Why Sales Forecast Accuracy is a Silly Goal
- Bill Kantor
- 4 hours ago
- 3 min read

Here's a great interview [1] with Rob Hyndman, one of the world’s leading authorities on forecasting. Rob defines forecasting as:
An estimate of the probability distribution of a variable to be observed in the future.
That’s worth pausing on.
Forecasting is not about accurately predicting a single number. It’s about understanding the probability distribution of possible outcomes.

Hyndman’s Conditions of Forecast-ability
Hyndman highlights five conditions that make something forecastable:
You understand the drivers of variation.
You have lots of data.
The forecast doesn’t affect the thing we’re forecasting.
The future is similar to the past.
There’s relatively little unexplainable variation.
Of Comets and Exchange Rates
Hyndman gives two examples:
Comets
If you want to forecast the path of a comet, you can tick every item: the drivers of motion are well understood, data are abundant, the comet won’t change course because you made a forecast, the past is a good guide, and there’s little randomness. Easy to forecast. For most purposes, there is not much need for a distribution.

Currency exchange rates
But try forecasting the USD to AUD exchange rate. You have a lot of data, but politics, human psychology, shifting global events—all come into play. And respected forecasters actually affect the rate. That fails on all but the second condition. Hard to forecast. Understanding the distribution is critical.

Does Sales Forecasting Pass the Test?
Now, take Hyndman’s five conditions and hold them up against sales forecasting.
Do we understand all the drivers of variation in a sale?
Do we have deep, reliable datasets—or are they limited, sparse, or sketchy?
Can salespeople and managers respond to the forecast and influence the outcome?
Does the future always look like the past? Or can new products, competitors, shifting markets, and personnel changes make the past less relevant?
Are there random factors that introduce variation? What if your key sponsor leaves the business, or your customer gets bought? Are these factors knowable or random?
Noodle on that. Sales forecasting is a lot closer to predicting a currency exchange rate than it is to predicting a comet. It is possible to predict sales, but there are limits. And understanding the distribution is critical.
What Most Forecasting Processes Get Wrong
Most forecasting processes aim to give you:
A point forecast (e.g., “We’ll close $10.2M”).
Or a handful of points—hi, mid, lo.
But what do those points mean? What’s the probability of hitting the “mid”? How likely is it you’ll beat the “hi”? How much risk is there of falling below the “lo”?
Without those probabilities, those figures are context-free and effectively meaningless.
A Better Way Forward
Instead of focusing on accuracy, focus on realistic forecasts based on statistical methods:
Estimate the odds of exceeding any number.
That means you can ask: “What’s the probability we beat plan?” or “How likely are we to hit $12M?”
Don’t pretend forecasts are perfect. If your forecasts are grounded in classical statistical methods, they should be pretty good. But that’s not the point.

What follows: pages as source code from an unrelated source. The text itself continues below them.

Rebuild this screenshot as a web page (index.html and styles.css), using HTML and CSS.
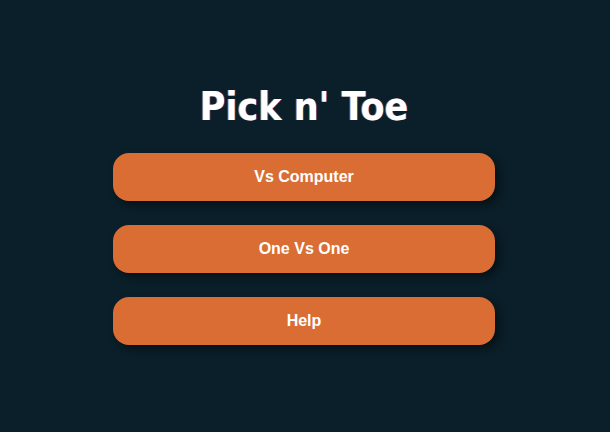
FILE: index.html
```html
<!DOCTYPE html>
<html>
<head>
<meta charset="utf-8">
<link rel="stylesheet" href="styles.css">
</head>
<body>
<main class="menu">
  <h1 class="title">Pick n' Toe</h1>
  <div class="buttons">
    <button class="btn">Vs Computer</button>
    <button class="btn">One Vs One</button>
    <button class="btn">Help</button>
  </div>
</main>
</body>
</html>
```
FILE: styles.css
```css
html, body {
  margin: 0;
  padding: 0;
  background: #0a1f29;
  height: 100%;
}
.menu {
  display: flex;
  flex-direction: column;
  align-items: center;
  padding-top: 84px;
  padding-right: 2px;
}
.title {
  margin: 0;
  font-family: "DejaVu Sans Condensed", "DejaVu Sans", sans-serif;
  font-stretch: condensed;
  font-weight: bold;
  font-size: 39px;
  line-height: 46px;
  color: #ffffff;
  text-shadow: -1px 0 0 rgba(230,150,60,0.6), 1px 0 0 rgba(60,60,200,0.5);
}
.buttons {
  margin-top: 23px;
  display: flex;
  flex-direction: column;
  gap: 24px;
}
.btn {
  width: 382px;
  height: 48px;
  border: none;
  border-radius: 16px;
  background: #da6d33;
  color: #ffffff;
  font-family: "Liberation Sans", Arial, sans-serif;
  font-weight: bold;
  font-size: 16px;
  box-shadow: 4px 4px 8px rgba(0,0,0,0.45);
  cursor: pointer;
}
```
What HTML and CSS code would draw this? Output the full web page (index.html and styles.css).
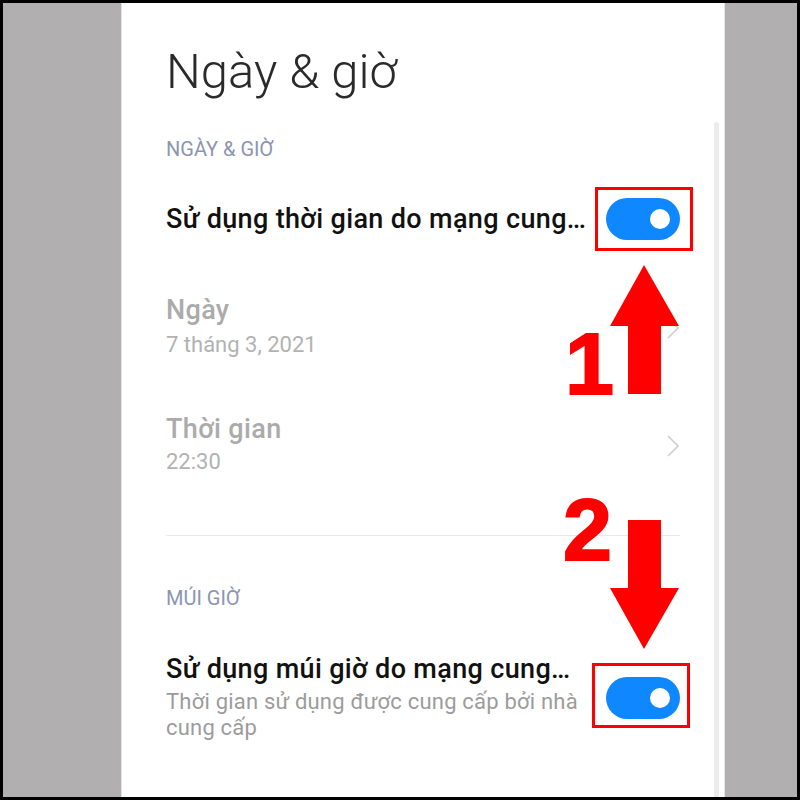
FILE: index.html
```html
<!DOCTYPE html>
<html lang="vi">
<head>
<meta charset="utf-8">
<title>Ngày &amp; giờ</title>
<link rel="stylesheet" href="styles.css">
</head>
<body>
<div class="frame">
  <div class="stage">
    <div class="backdrop-left"></div>
    <main class="panel">
      <h1 class="page-title">Ngày &amp; giờ</h1>

      <div class="section-label">NGÀY &amp; GIỜ</div>

      <div class="row row-first">
        <div class="row-text">
          <div class="row-title">Sử dụng thời gian do mạng cung…</div>
        </div>
        <div class="toggle"><span class="knob"></span></div>
      </div>

      <div class="row row-nav row-date">
        <div class="row-text">
          <div class="row-title disabled">Ngày</div>
          <div class="row-sub disabled">7 tháng 3, 2021</div>
        </div>
        <svg class="chevron" width="12" height="22" viewBox="0 0 12 22"><polyline points="1,1 11,11 1,21" fill="none" stroke="#cfcfcf" stroke-width="1.6"/></svg>
      </div>

      <div class="row row-nav row-time">
        <div class="row-text">
          <div class="row-title disabled">Thời gian</div>
          <div class="row-sub disabled">22:30</div>
        </div>
        <svg class="chevron" width="12" height="22" viewBox="0 0 12 22"><polyline points="1,1 11,11 1,21" fill="none" stroke="#cfcfcf" stroke-width="1.6"/></svg>
      </div>

      <div class="divider"></div>

      <div class="section-label section-zone">MÚI GIỜ</div>

      <div class="row row-zone">
        <div class="row-text">
          <div class="row-title">Sử dụng múi giờ do mạng cung…</div>
          <div class="row-sub wrap">Thời gian sử dụng được cung cấp bởi nhà cung cấp</div>
        </div>
        <div class="toggle"><span class="knob"></span></div>
      </div>

      <div class="scrollbar"></div>
    </main>
    <div class="backdrop-right"></div>
  </div>

  <div class="mark box-one"></div>
  <div class="mark box-two"></div>

  <svg class="arrow arrow-up" width="70" height="130" viewBox="0 0 70 130">
    <polygon points="34,0 69,61 51,61 51,129 18,129 18,61 0,61" fill="#ff0000"/>
  </svg>
  <svg class="arrow arrow-down" width="70" height="130" viewBox="0 0 70 130">
    <polygon points="18,0 51,0 51,68 69,68 34,129 0,68 18,68" fill="#ff0000"/>
  </svg>

  <span class="num num-one">1</span>
  <span class="num num-two">2</span>
</div>
</body>
</html>
```

FILE: styles.css
```css
* { box-sizing: border-box; }

html, body {
  margin: 0;
  padding: 0;
  background: #000;
}

.frame {
  position: relative;
  width: 800px;
  height: 800px;
  padding: 3px;
  background: #000;
}

.stage {
  display: flex;
  height: 794px;
  background: #b1afb0;
}

.backdrop-left { width: 118px; flex: none; }
.backdrop-right { flex: 1; }

.panel {
  position: relative;
  width: 604px;
  flex: none;
  background: #fff;
  padding: 38px 44px 0;
  border-left: 1px solid #e4e4e4;
  border-right: 1px solid #e4e4e4;
  overflow: hidden;
  font-family: Roboto, "Noto Sans", sans-serif;
}

.page-title {
  margin: 0;
  font-weight: 300;
  font-size: 49px;
  line-height: 62px;
  color: #2a2a2a;
}

.section-label {
  margin-top: 34px;
  font-size: 20px;
  line-height: 24px;
  color: #8c95b2;
}

.row {
  display: flex;
  align-items: center;
}

.row-text {
  flex: 1;
  min-width: 0;
}

.row-title {
  font-weight: 500;
  font-size: 27px;
  line-height: 30px;
  letter-spacing: 0.35px;
  color: #111;
  white-space: nowrap;
}

.row-sub {
  margin-top: 5px;
  font-size: 22px;
  line-height: 30px;
  color: #9c9c9c;
}

.row-sub.wrap {
  font-size: 22px;
  line-height: 26px;
  letter-spacing: 0.2px;
  max-width: 420px;
}

.disabled { color: #ababab; }
.row-sub.disabled { color: #b2b2b2; }

.row-first { margin-top: 37px; }
.row-date { margin-top: 55px; }
.row-time { margin-top: 54px; }
.row-time .row-sub { margin-top: 3px; }

.chevron {
  flex: none;
  margin-right: 1px;
}

.divider {
  margin-top: 58px;
  height: 1px;
  background: #e9e9e9;
}

.section-zone { margin-top: 50px; }

.row-zone { margin-top: 44px; }

.toggle {
  flex: none;
  width: 74px;
  height: 42px;
  margin-left: 15px;
  border-radius: 21px;
  background: #0f87ff;
  display: flex;
  align-items: center;
  justify-content: flex-end;
  padding-right: 10px;
}

.knob {
  width: 20px;
  height: 20px;
  border-radius: 50%;
  background: #fff;
}

.scrollbar {
  position: absolute;
  left: 592px;
  top: 119px;
  width: 5px;
  height: 700px;
  border-radius: 3px;
  background: #ececec;
}

.mark {
  position: absolute;
  border: 3px solid #ff0000;
}

.box-one { left: 595px; top: 187px; width: 98px; height: 64px; }
.box-two { left: 592px; top: 663px; width: 98px; height: 65px; }

.arrow { position: absolute; }
.arrow-up { left: 610px; top: 265px; }
.arrow-down { left: 610px; top: 520px; }

.num {
  position: absolute;
  font-family: "Liberation Sans", Arial, sans-serif;
  font-weight: 700;
  font-size: 88px;
  line-height: 88px;
  color: #ff0000;
  -webkit-text-stroke: 2px #ff0000;
}

.num-one { left: 565px; top: 320px; }
.num-two { left: 563px; top: 486px; }
```
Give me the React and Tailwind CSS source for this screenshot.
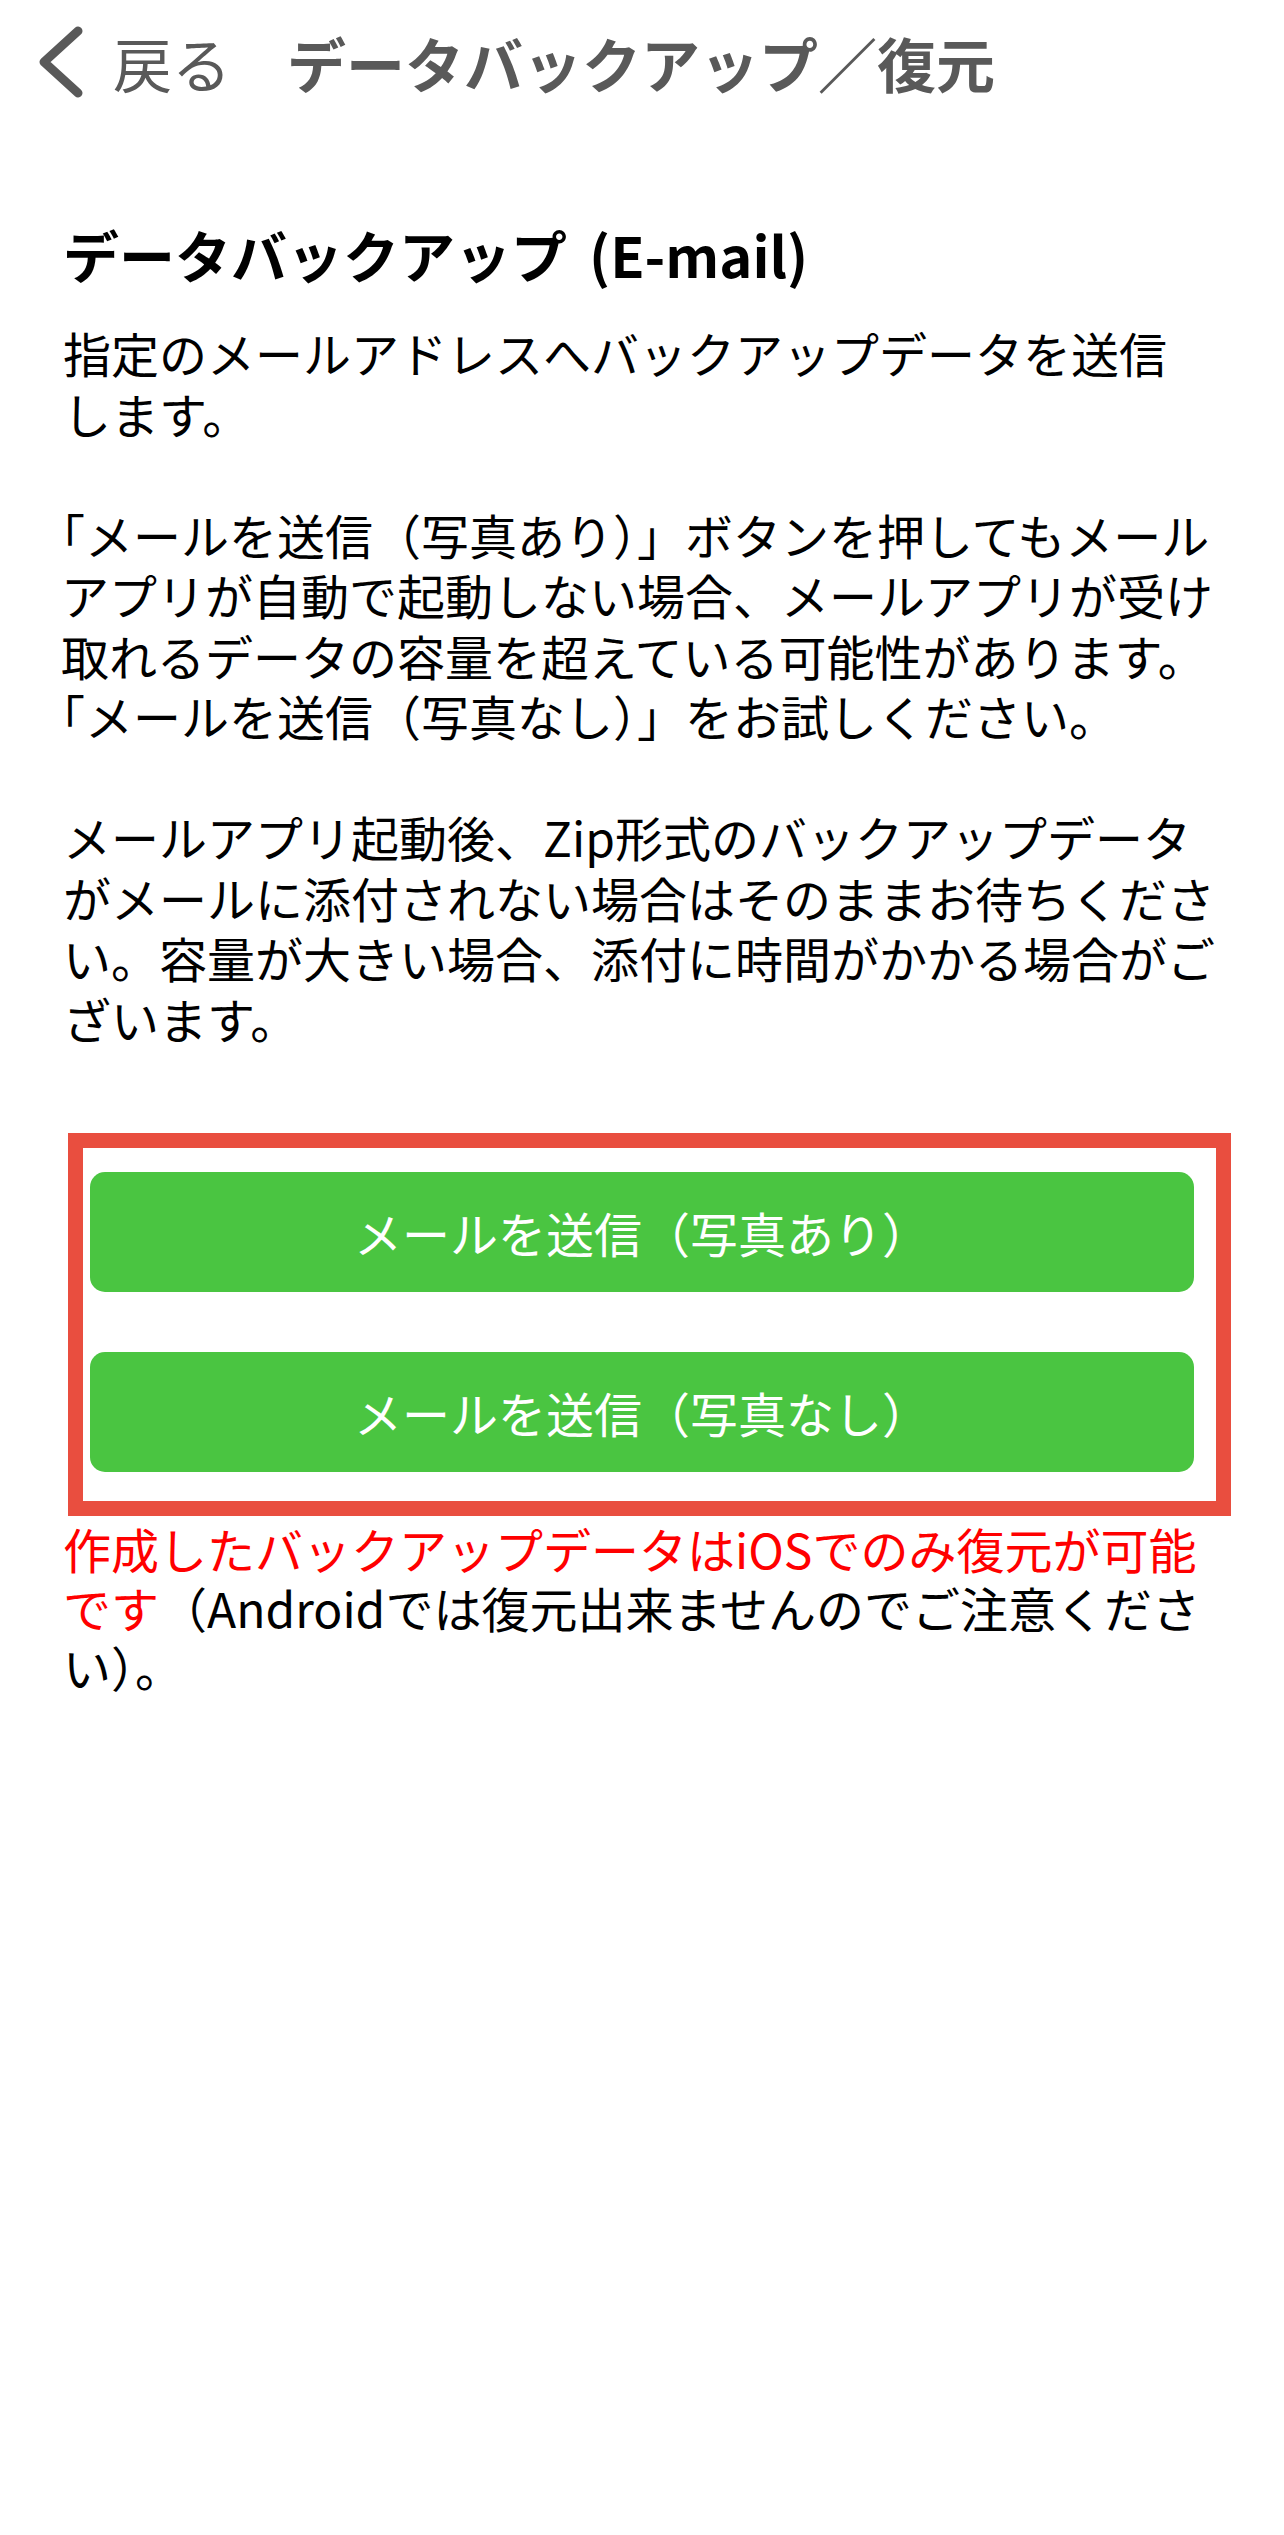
export default function App() {
  return (
    <div className="w-[1284px] min-h-[2535px] bg-white text-black font-['Noto_Sans_CJK_JP','Noto_Sans',sans-serif]">
      <header className="flex items-center h-[124px]">
        <svg className="ml-[36px]" width="48" height="80" viewBox="0 0 48 80" fill="none">
          <path d="M42 9 L8 40 L42 71" stroke="#595959" strokeWidth="9" strokeLinecap="round" strokeLinejoin="round" />
        </svg>
        <span className="ml-[29px] text-[59px] leading-none text-[#595959]">戻る</span>
        <h1 className="ml-[56px] text-[59px] leading-none font-bold text-[#595959]">データバックアップ／復元</h1>
      </header>

      <main className="px-[63px]">
        <h2 className="mt-[96px] text-[56px] leading-[68px] font-bold">
          データバックアップ<span className="ml-[22px]">(E-mail)</span>
        </h2>

        <div className="mt-[34px] text-[48px] leading-[60.5px]">
          <p>
            指定のメールアドレスへバックアップデータを送信
            <br />
            します。
          </p>
          <p className="mt-[60.5px] -ml-[2px]">
            <span className="[font-feature-settings:'halt']">「</span>メールを送信（写真あり
            <span className="[font-feature-settings:'halt']">）</span>」ボタンを押してもメール
            <br />
            アプリが自動で起動しない場合、メールアプリが受け
            <br />
            取れるデータの容量を超えている可能性があります。
            <br />
            <span className="[font-feature-settings:'halt']">「</span>メールを送信（写真なし
            <span className="[font-feature-settings:'halt']">）</span>」をお試しください。
          </p>
          <p className="mt-[60.5px]">
            メールアプリ起動後、Zip形式のバックアップデータ
            <br />
            がメールに添付されない場合はそのままお待ちくださ
            <br />
            い。容量が大きい場合、添付に時間がかかる場合がご
            <br />
            ざいます。
          </p>
        </div>
      </main>

      <div className="mt-[85px] ml-[68px] w-[1163px] h-[383px] border-[15px] border-[#e94e3f] pt-[24px] pl-[7px] flex flex-col gap-[60px]">
        <button className="w-[1104px] h-[120px] rounded-[15px] bg-[#4ac541] text-white text-[48px] leading-none">
          メールを送信（写真あり）
        </button>
        <button className="w-[1104px] h-[120px] rounded-[15px] bg-[#4ac541] text-white text-[48px] leading-none">
          メールを送信（写真なし）
        </button>
      </div>

      <p className="mt-[3px] px-[63px] text-[48px] leading-[59px]">
        <span className="text-[#ff0000]">
          作成したバックアップデータはiOSでのみ復元が可能
          <br />
          です
        </span>
        （Androidでは復元出来ませんのでご注意くださ
        <br />
        い）。
      </p>
    </div>
  );
}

Sales has too many uncontrolled factors to make it consistently forecastable. So it's critical to understand the forecast distribution and the effects of changes in the factors you control.
Forecast accuracy is not the objective. The forecast is the starting point for sales optimization. We use the forecast to improve outcomes by showing you where to focus, what risks to manage, and how to increase your odds of success.
The Bottom Line
Sales forecasting doesn’t meet Hyndman’s criteria for easy forecasting. Distributions are critical to making sense of the forecast, and accuracy is a silly goal. Most important, because you have some control of the outcome, accuracy is not even a desirable goal.
Instead, the right goal is to answer this question:How can we use forecasts to inform corrective action and improve what is likely to happen?
That’s the difference between contextless numbers—and a forecast that actually helps you sell more.